In today's globalised world, wealth is increasingly cross-border, presenting both opportunities and challenges for family businesses, individuals and high net worth individuals (HNIs). Recent developments underscore how tax and compliance failures can jeopardise one's long-term legacy goals. With global regulations tightening, effective wealth structuring has become essential to remain compliant and future-ready. A growing international concern is the need to balance privacy and compliance.
Key shifts shaping the global landscape include the introduction of automatic information exchange frameworks like the Foreign Accounts Tax Compliance Act (FATCA) and the Common Reporting Standard (CRS) designed to enhance global financial transparency, as well as significant tax reforms in the United Kingdom (UK), such as the abolition of the nondomiciled (non-dom) regime. Currency fluctuations also inform capital flight offshore for stability and protection.
Cross-border wealth structuring
- There is a growing need to educate families on the implications of making investments in foreign jurisdictions, particularly the UK and the United States of America (USA), which are popular among Nigerian-domiciled investors. Global reforms are increasingly closing the loopholes previously exploited for tax avoidance, making aggressive tax planning strategies less effective. This makes tax compliance critical to effective wealth structuring and asset protection, as it helps mitigate risks, including exposure to audits and investigations, which could result in reputational damage and penalties, and interests and seizure of assets. These investigations are increasingly driven by the availability of information to government authorities.

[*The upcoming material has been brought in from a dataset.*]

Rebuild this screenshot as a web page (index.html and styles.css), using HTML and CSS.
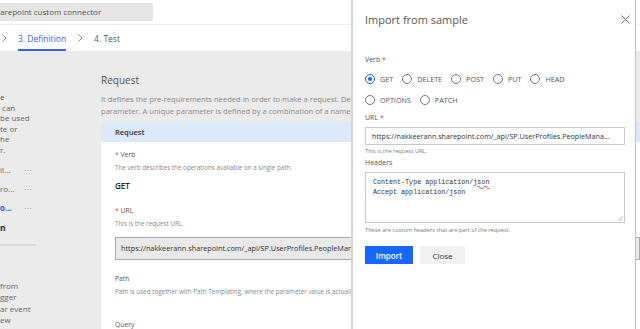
FILE: index.html
```html
<!DOCTYPE html>
<html lang="en">
<head>
<meta charset="UTF-8">
<meta name="viewport" content="width=device-width, initial-scale=1.0">
<title>Sharepoint custom connector</title>
<link rel="stylesheet" href="styles.css">
</head>
<body>

<div class="page">
    <header class="topbar">
        <div class="name-box">arepoint custom connector</div>
    </header>

    <nav class="steps">
        <svg class="chev" width="5" height="8" viewBox="0 0 5 8"><path d="M0.5 0.5 L4 4 L0.5 7.5" fill="none" stroke="#777" stroke-width="0.9"/></svg>
        <span class="step active">3. Definition</span>
        <svg class="chev chev-mid" width="5" height="8" viewBox="0 0 5 8"><path d="M0.5 0.5 L4 4 L0.5 7.5" fill="none" stroke="#777" stroke-width="0.9"/></svg>
        <span class="step">4. Test</span>
    </nav>

    <div class="workspace">
        <aside class="side">
            <div class="side-text">
                <div>e</div>
                <div> can</div>
                <div>be used</div>
                <div>te or</div>
                <div>he</div>
                <div>r.</div>
            </div>
            <div class="side-item"><span>il...</span><span class="dots">···</span></div>
            <div class="side-item"><span>ro...</span><span class="dots">···</span></div>
            <div class="side-item current"><span>o...</span><span class="dots">···</span></div>
            <div class="side-head">n</div>
            <div class="side-rule"></div>
            <div class="side-text lower">
                <div>from</div>
                <div>gger</div>
                <div>ar event</div>
                <div>ew</div>
            </div>
        </aside>

        <main class="content">
            <h2 class="section-title">Request</h2>
            <p class="section-desc">It defines the pre-requirements needed in order to make a request. Describe each parameter.<br>parameter. A unique parameter is defined by a combination of a name and location.</p>

            <div class="card">
                <div class="card-head">Request</div>
                <div class="card-body">
                    <div class="field-label"><span class="req">*</span> Verb</div>
                    <div class="field-help">The verb describes the operations available on a single path.</div>
                    <div class="verb-value">GET</div>

                    <div class="field-label gap"><span class="req">*</span> URL</div>
                    <div class="field-help">This is the request URL.</div>
                    <div class="url-box">https://nakkeerann.sharepoint.com/_api/SP.UserProfiles.PeopleManager/GetMyProperties</div>

                    <div class="field-label path">Path</div>
                    <div class="field-help">Path is used together with Path Templating, where the parameter value is actually part of the operation's URL.</div>

                    <div class="field-label query">Query</div>
                </div>
            </div>
        </main>
    </div>
</div>

<div class="panel">
    <div class="panel-top">
        <h1 class="panel-title">Import from sample</h1>
        <svg class="close-icon" width="9" height="9" viewBox="0 0 9 9"><path d="M0.5 0.5 L8.5 8.5 M8.5 0.5 L0.5 8.5" stroke="#666" stroke-width="0.9"/></svg>
    </div>

    <div class="p-label verb-label">Verb <span class="req">*</span></div>
    <div class="radio-row">
        <label class="radio checked"><span class="dot"></span>GET</label>
        <label class="radio"><span class="dot"></span>DELETE</label>
        <label class="radio"><span class="dot"></span>POST</label>
        <label class="radio"><span class="dot"></span>PUT</label>
        <label class="radio"><span class="dot"></span>HEAD</label>
    </div>
    <div class="radio-row">
        <label class="radio"><span class="dot"></span>OPTIONS</label>
        <label class="radio"><span class="dot"></span>PATCH</label>
    </div>

    <div class="p-label url-label">URL <span class="req">*</span></div>
    <div class="p-input">https://nakkeerann.sharepoint.com/_api/SP.UserProfiles.PeopleMana...</div>
    <div class="p-help">This is the request URL.</div>

    <div class="p-label headers-label">Headers</div>
    <div class="p-textarea">
        <div>Content-Type application/<span class="typo">json</span></div>
        <div>Accept application/json</div>
        <svg class="grip" width="6" height="6" viewBox="0 0 6 6"><path d="M5.5 1 L1 5.5 M5.5 3.5 L3.5 5.5" stroke="#999" stroke-width="0.8"/></svg>
    </div>
    <div class="p-help">These are custom headers that are part of the request.</div>

    <div class="actions">
        <button class="btn-import">Import</button>
        <button class="btn-close">Close</button>
    </div>
</div>

</body>
</html>
```

FILE: styles.css
```css
body {
    margin: 0;
    width: 640px;
    height: 329px;
    overflow: hidden;
    background-color: #ebebeb;
    font-family: "Open Sans", "Noto Sans", sans-serif;
    color: #444;
}

/* Page behind the panel */
.page {
    width: 640px;
}
.topbar {
    height: 24px;
    background-color: #fff;
    border-bottom: 1px solid #ececec;
    display: flex;
    align-items: center;
}
.name-box {
    width: 153px;
    height: 18px;
    line-height: 18px;
    background-color: #e6e6e6;
    font-size: 8px;
    color: #555;
    white-space: nowrap;
}
.steps {
    height: 26px;
    background-color: #fff;
    display: flex;
    align-items: stretch;
    font-size: 8.5px;
    color: #555;
}
.chev {
    align-self: center;
    margin-left: 2px;
}
.chev-mid {
    margin-left: 12px;
}
.step {
    display: flex;
    align-items: center;
    border-bottom: 2px solid transparent;
    border-top: 2px solid transparent;
    margin-left: 11px;
}
.step.active {
    color: #3b5cff;
    border-bottom-color: #3b5cff;
}

.workspace {
    display: flex;
}
.side {
    width: 101px;
    flex: none;
    font-size: 8px;
    color: #666;
    padding-top: 41px;
}
.side-text div {
    height: 10.6px;
    line-height: 10.6px;
    white-space: pre;
}
.side-item {
    display: flex;
    width: 32px;
    justify-content: space-between;
    margin-top: 9px;
    line-height: 10px;
}
.side-item:first-of-type {
    margin-top: 14px;
}
.side-item .dots {
    color: #4a6cff;
    font-size: 8px;
    letter-spacing: 0.5px;
}
.side-item.current span:first-child {
    color: #2b54ff;
    font-weight: 700;
}
.side-head {
    margin-top: 9px;
    font-weight: 700;
    color: #222;
    font-size: 8.5px;
}
.side-rule {
    width: 36px;
    height: 2px;
    background-color: #d9d9d9;
    margin-top: 11px;
}
.side-text.lower {
    margin-top: 34px;
}
.side-text.lower div {
    height: 11.6px;
    line-height: 11.6px;
}

.content {
    flex: 1;
    min-width: 0;
    padding-top: 21px;
}
.section-title {
    margin: 0;
    font-size: 10px;
    font-weight: 400;
    line-height: 16px;
    color: #555;
}
.section-desc {
    margin: 5px 0 0;
    font-size: 7.6px;
    line-height: 12px;
    color: #8a8a8a;
    white-space: nowrap;
}
.card {
    margin-top: 5px;
    background-color: #fff;
}
.card-head {
    height: 20px;
    line-height: 20px;
    background-color: #dbe9fb;
    padding-left: 14px;
    font-size: 7.5px;
    font-weight: 600;
    color: #333;
}
.card-body {
    padding: 8px 0 0 14px;
}
.field-label {
    font-size: 6.8px;
    line-height: 10px;
    color: #555;
}
.req {
    color: #e23c3c;
}
.field-help {
    font-size: 6.3px;
    line-height: 10px;
    color: #888;
    margin-top: 3px;
    white-space: nowrap;
}
.verb-value {
    font-size: 8px;
    font-weight: 600;
    color: #222;
    margin-top: 6px;
    line-height: 14px;
}
.field-label.gap {
    margin-top: 13px;
}
.url-box {
    margin-top: 8px;
    height: 21px;
    line-height: 21px;
    background-color: #e9e9e9;
    border: 1px solid #a8a8a8;
    padding-left: 5px;
    font-size: 7.3px;
    color: #333;
    white-space: nowrap;
    overflow: hidden;
}
.field-label.path {
    margin-top: 14px;
}
.field-label.query {
    margin-top: 23px;
}

/* Import from sample panel */
.panel {
    position: fixed;
    top: 0;
    bottom: 0;
    left: 351px;
    width: 260px;
    padding: 0 10px 0 12px;
    background-color: #fff;
    border-left: 2px solid #d4d4d4;
    border-right: 1px solid #a8c6ea;
    font-size: 8px;
    color: #555;
}
.panel-top {
    display: flex;
    justify-content: space-between;
    align-items: center;
    height: 38px;
}
.panel-title {
    margin: 0;
    font-size: 11px;
    font-weight: 400;
    color: #555;
}
.close-icon {
    margin-right: -5px;
}
.p-label {
    font-size: 7px;
    line-height: 10px;
    color: #555;
}
.verb-label {
    margin-top: 17px;
}
.radio-row {
    display: flex;
    gap: 9px;
    margin-top: 7px;
    height: 13px;
    align-items: center;
}
.radio-row + .radio-row {
    margin-top: 8px;
}
.radio {
    display: flex;
    align-items: center;
    font-size: 7.2px;
    line-height: 10px;
    color: #555;
}
.dot {
    width: 8px;
    height: 8px;
    border: 1px solid #777;
    border-radius: 50%;
    margin-right: 5px;
    display: flex;
    align-items: center;
    justify-content: center;
}
.radio.checked .dot {
    border-color: #1a62ff;
}
.radio.checked .dot::after {
    content: "";
    width: 4px;
    height: 4px;
    border-radius: 50%;
    background-color: #1a62ff;
}
.url-label {
    margin-top: 6.5px;
}
.p-input {
    margin-top: 4px;
    height: 16px;
    line-height: 16px;
    border: 1px solid #c8c8c8;
    padding-left: 6px;
    font-size: 7.2px;
    color: #333;
    white-space: nowrap;
    overflow: hidden;
}
.p-help {
    font-size: 5.7px;
    line-height: 9px;
    color: #777;
    margin-top: 2.5px;
}
.headers-label {
    margin-top: 1.5px;
}
.p-textarea {
    position: relative;
    margin-top: 4px;
    height: 41px;
    border: 1px solid #c8c8c8;
    padding: 4px 7px;
    font-family: "Liberation Mono", "DejaVu Sans Mono", monospace;
    font-size: 6.7px;
    line-height: 10px;
    color: #333;
}
.typo {
    text-decoration: underline wavy #e33;
    text-decoration-thickness: 0.6px;
}
.grip {
    position: absolute;
    right: 1px;
    bottom: 1px;
}
.p-textarea + .p-help {
    margin-top: 3.5px;
}
.actions {
    display: flex;
    gap: 7px;
    margin-top: 11px;
}
.actions button {
    height: 18px;
    border: none;
    font-family: inherit;
    font-size: 8px;
    padding: 0;
}
.btn-import {
    width: 48px;
    background-color: #1767ff;
    color: #fff;
    font-weight: 600;
}
.btn-close {
    width: 45px;
    background-color: #f1f1f1;
    color: #333;
}
```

- The balance between privacy and compliance has become a global concern. Regulatory authorities are increasingly emphasising the disclosure of ultimate beneficial owners (UBO) who are natural persons, regardless of whether assets are held by a nominee or a corporate entity, for confidentiality and other purposes. Balancing privacy and compliance could be complex, requiring expert legal support.
- Acquiring assets without proper documentation, organisation, and structured planning could lead tax authorities to infer that certain commercial activities are sufficient to establish a taxable presence, which could result in tax liabilities. It is essential to recognise that any form of financial presence in a jurisdiction may already be known to the relevant tax authorities through various reporting and information-sharing mechanisms. Seeking advice (early) on effective wealth preservation and risk minimisation helps mitigate the risks of establishing tax residency in several jurisdictions.
- Avoid common red flags, such as establishing offshore companies with no substance to hold assets, gifting or lending funds to family members or trusts structures without sufficient documentation, sudden asset movements not backed by appropriate commercial considerations, etc. Authorities consider these attempts to evade taxes or conceal ownership of assets, resulting in the deconstruction of certain wealth management structures. Another key consideration borders on informal trusts or family-run structures with no clear governance frameworks. Some of these issues lead to family disputes, which could undermine asset protection.
- Advisory services provided by legal advisors in wealth management are essential for protecting investments in jurisdictions with strict tax regulations and for staying informed about recent changes to prevent unexpected consequences. For example, the abolition of the non-dom regime in the UK means that UK residents will be taxed on their worldwide income and gains, regardless of their domicile status. Previously, individuals who were UK residents but not domiciled in the UK could pay tax only on their UK income, following a remittance basis.
- The need to separate personal and business wealth is effective for wealth structuring. This distinction will safeguard against common issues associated with businesses, such as lawsuits, insolvency, etc. A clear separation promotes transparency, regulatory compliance, tax efficiency, succession planning, and smooth wealth transfer across generations.
- It is important to have effective governance structures for decisions around the distribution of assets and dispute resolution. These governance structures may include policies, trust boards, and clear descriptions in wills.
Easy tips for effective wealth structuring and asset protection
- Know the individual or family's goals
- Minimise tax exposure
- Engage professionals for frequent health checks or to stress-test structures
- Separate personal wealth from business
- Introduce proper governance structures for family matters
- Consider the use of life insurance policies.
The content of this article is intended to provide a general guide to the subject matter. Specialist advice should be sought about your specific circumstances.